--- START OF DATA SHOWN ---

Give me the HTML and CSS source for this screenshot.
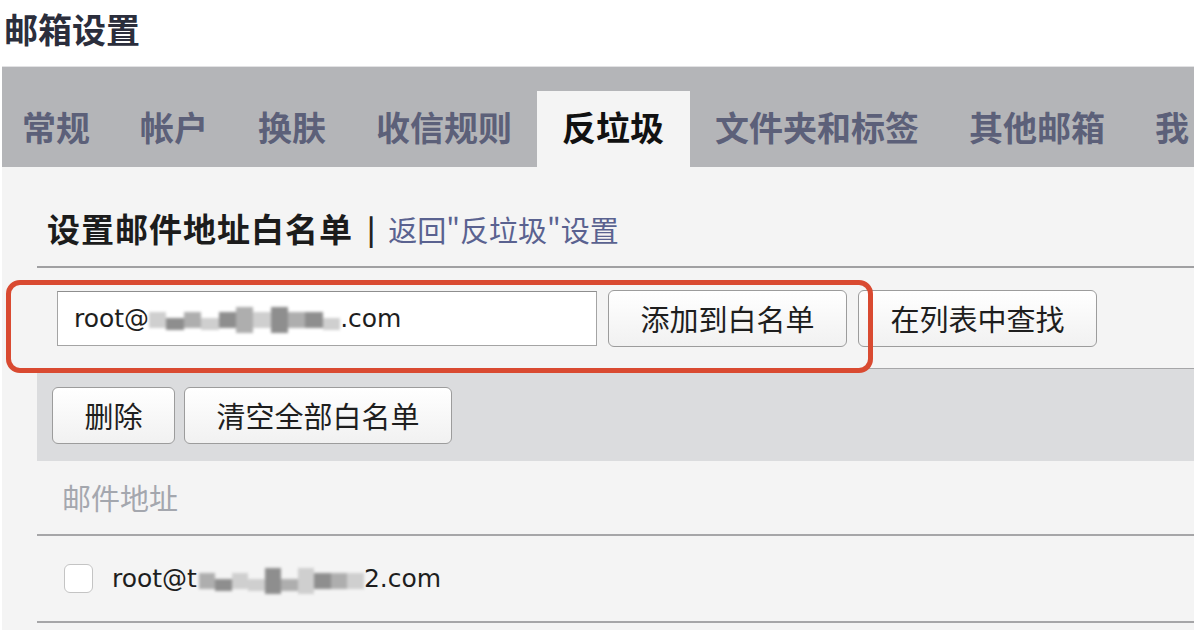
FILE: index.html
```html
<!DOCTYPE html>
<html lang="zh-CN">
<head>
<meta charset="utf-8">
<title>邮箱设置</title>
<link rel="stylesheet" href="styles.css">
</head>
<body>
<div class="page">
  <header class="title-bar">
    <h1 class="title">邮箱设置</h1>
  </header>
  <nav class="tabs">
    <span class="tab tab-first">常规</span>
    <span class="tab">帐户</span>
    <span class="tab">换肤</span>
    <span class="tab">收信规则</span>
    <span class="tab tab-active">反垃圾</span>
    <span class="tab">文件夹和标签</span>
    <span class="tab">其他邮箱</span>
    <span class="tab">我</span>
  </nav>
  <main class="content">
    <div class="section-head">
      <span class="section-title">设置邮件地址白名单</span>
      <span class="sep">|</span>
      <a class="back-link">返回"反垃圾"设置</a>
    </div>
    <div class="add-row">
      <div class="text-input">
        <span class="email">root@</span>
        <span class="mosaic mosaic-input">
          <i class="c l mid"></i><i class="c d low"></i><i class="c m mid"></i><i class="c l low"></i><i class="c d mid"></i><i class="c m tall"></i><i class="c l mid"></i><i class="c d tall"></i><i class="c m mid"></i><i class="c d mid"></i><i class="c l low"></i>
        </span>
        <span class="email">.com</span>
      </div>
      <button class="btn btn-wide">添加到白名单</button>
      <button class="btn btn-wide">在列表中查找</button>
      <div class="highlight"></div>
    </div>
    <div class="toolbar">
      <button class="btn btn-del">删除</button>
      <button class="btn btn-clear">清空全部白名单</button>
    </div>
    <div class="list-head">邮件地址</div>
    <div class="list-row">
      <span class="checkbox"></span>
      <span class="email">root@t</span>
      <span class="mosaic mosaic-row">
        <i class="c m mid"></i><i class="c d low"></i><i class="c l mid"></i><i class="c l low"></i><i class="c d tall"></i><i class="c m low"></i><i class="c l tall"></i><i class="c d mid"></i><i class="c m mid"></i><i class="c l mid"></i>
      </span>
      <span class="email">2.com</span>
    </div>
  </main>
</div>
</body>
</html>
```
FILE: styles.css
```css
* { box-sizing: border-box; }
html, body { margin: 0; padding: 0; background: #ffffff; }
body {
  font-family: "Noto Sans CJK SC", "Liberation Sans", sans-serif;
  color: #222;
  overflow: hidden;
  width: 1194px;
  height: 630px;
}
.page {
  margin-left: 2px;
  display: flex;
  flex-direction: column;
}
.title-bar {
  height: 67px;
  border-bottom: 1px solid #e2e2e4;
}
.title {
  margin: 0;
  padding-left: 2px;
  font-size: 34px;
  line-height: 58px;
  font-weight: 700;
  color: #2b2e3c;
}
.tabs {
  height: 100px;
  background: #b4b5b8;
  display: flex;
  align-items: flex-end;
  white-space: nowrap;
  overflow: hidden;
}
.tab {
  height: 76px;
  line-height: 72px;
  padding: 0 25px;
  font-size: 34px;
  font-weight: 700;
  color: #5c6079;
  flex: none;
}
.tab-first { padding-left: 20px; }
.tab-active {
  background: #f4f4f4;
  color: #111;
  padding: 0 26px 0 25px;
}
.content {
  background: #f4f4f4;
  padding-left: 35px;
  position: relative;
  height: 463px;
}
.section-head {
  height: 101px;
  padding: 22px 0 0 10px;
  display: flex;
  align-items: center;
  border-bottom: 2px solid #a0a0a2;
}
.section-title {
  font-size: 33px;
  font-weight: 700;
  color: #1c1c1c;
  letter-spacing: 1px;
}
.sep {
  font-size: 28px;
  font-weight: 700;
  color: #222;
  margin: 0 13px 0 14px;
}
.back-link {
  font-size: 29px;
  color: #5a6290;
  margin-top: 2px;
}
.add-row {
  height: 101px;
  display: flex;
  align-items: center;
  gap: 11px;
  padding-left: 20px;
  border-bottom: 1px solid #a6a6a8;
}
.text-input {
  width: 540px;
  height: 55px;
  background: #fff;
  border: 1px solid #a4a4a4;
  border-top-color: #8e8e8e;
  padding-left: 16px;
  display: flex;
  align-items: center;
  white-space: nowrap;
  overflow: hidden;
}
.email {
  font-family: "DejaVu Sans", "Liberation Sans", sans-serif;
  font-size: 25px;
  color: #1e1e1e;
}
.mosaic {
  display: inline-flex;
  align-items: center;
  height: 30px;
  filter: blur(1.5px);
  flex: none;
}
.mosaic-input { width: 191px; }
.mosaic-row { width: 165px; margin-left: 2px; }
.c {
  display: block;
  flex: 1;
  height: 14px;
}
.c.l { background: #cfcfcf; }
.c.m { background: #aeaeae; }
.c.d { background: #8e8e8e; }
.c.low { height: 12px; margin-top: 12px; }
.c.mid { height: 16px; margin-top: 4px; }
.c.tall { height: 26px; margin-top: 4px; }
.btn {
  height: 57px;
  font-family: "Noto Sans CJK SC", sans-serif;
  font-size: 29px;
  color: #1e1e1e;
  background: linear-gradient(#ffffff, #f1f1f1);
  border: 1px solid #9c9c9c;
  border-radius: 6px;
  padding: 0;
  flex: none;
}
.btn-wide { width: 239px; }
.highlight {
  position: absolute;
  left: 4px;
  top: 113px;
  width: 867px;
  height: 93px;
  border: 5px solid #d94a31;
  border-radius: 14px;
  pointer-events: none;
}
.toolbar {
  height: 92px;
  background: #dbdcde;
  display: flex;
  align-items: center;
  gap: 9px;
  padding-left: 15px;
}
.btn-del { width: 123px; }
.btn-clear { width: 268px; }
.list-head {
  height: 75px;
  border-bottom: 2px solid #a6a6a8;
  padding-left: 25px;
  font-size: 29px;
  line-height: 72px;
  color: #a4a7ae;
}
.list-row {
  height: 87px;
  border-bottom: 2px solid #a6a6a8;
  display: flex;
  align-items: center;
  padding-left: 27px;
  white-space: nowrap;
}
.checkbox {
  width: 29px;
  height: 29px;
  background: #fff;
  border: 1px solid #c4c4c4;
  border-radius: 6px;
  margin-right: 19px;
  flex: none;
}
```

--- END OF DATA SHOWN ---
--- START OF DATA SHOWN ---

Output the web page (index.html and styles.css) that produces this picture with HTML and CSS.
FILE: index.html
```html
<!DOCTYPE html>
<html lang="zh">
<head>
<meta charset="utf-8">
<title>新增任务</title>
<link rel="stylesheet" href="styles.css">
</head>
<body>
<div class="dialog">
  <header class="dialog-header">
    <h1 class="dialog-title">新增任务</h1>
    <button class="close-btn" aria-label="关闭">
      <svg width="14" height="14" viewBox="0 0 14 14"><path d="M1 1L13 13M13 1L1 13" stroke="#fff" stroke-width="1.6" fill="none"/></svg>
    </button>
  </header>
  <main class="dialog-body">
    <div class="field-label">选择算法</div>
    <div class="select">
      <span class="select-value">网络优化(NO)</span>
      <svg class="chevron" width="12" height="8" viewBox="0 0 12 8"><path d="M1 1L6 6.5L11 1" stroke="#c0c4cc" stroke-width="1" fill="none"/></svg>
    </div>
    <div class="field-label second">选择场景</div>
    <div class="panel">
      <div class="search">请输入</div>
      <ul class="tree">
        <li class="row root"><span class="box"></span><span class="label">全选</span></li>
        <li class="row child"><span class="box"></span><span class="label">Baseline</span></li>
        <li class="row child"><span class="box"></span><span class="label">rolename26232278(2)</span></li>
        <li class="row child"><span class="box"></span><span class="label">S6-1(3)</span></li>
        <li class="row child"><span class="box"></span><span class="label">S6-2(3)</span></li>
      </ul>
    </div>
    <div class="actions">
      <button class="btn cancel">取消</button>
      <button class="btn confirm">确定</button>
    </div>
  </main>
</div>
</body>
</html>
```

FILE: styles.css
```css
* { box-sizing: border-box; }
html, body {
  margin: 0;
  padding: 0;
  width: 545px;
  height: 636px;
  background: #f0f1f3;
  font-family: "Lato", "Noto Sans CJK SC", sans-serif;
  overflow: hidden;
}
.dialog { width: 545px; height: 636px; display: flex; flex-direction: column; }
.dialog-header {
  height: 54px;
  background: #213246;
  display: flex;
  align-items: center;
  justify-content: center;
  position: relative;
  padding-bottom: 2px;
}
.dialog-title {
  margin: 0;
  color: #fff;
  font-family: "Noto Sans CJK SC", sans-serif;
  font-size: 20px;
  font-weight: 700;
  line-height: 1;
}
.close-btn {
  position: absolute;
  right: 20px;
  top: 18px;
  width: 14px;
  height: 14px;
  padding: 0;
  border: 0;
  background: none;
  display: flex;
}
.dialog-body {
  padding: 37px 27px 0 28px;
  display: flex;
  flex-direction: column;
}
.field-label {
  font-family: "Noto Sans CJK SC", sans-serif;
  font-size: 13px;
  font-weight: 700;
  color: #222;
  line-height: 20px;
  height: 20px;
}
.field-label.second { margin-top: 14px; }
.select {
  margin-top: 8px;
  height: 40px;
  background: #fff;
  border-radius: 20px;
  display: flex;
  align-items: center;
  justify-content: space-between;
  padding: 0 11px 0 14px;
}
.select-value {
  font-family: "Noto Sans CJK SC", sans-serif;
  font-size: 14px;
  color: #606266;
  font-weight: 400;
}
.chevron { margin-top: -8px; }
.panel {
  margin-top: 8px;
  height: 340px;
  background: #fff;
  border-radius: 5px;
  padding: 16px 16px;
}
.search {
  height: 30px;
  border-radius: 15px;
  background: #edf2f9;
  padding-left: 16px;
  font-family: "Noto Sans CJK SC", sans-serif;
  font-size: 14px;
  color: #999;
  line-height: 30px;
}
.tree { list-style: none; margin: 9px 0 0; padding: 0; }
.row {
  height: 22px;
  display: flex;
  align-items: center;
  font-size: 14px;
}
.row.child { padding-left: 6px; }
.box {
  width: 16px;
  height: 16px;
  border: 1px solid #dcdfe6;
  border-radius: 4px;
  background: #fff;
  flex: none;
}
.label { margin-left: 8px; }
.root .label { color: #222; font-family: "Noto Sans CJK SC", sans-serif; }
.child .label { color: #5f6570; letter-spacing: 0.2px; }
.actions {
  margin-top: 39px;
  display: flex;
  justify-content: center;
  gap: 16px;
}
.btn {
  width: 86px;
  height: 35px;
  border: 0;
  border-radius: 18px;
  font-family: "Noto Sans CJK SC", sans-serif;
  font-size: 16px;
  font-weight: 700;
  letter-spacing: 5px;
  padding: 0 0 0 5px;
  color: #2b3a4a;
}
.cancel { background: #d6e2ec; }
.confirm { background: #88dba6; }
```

--- END OF DATA SHOWN ---

[REQUIREMENTS]
Take each line containing the string "this" and copy it out.

[THE SOLUTION]
Give me the HTML and CSS source for this screenshot.
Output the web page (index.html and styles.css) that produces this picture with HTML and CSS.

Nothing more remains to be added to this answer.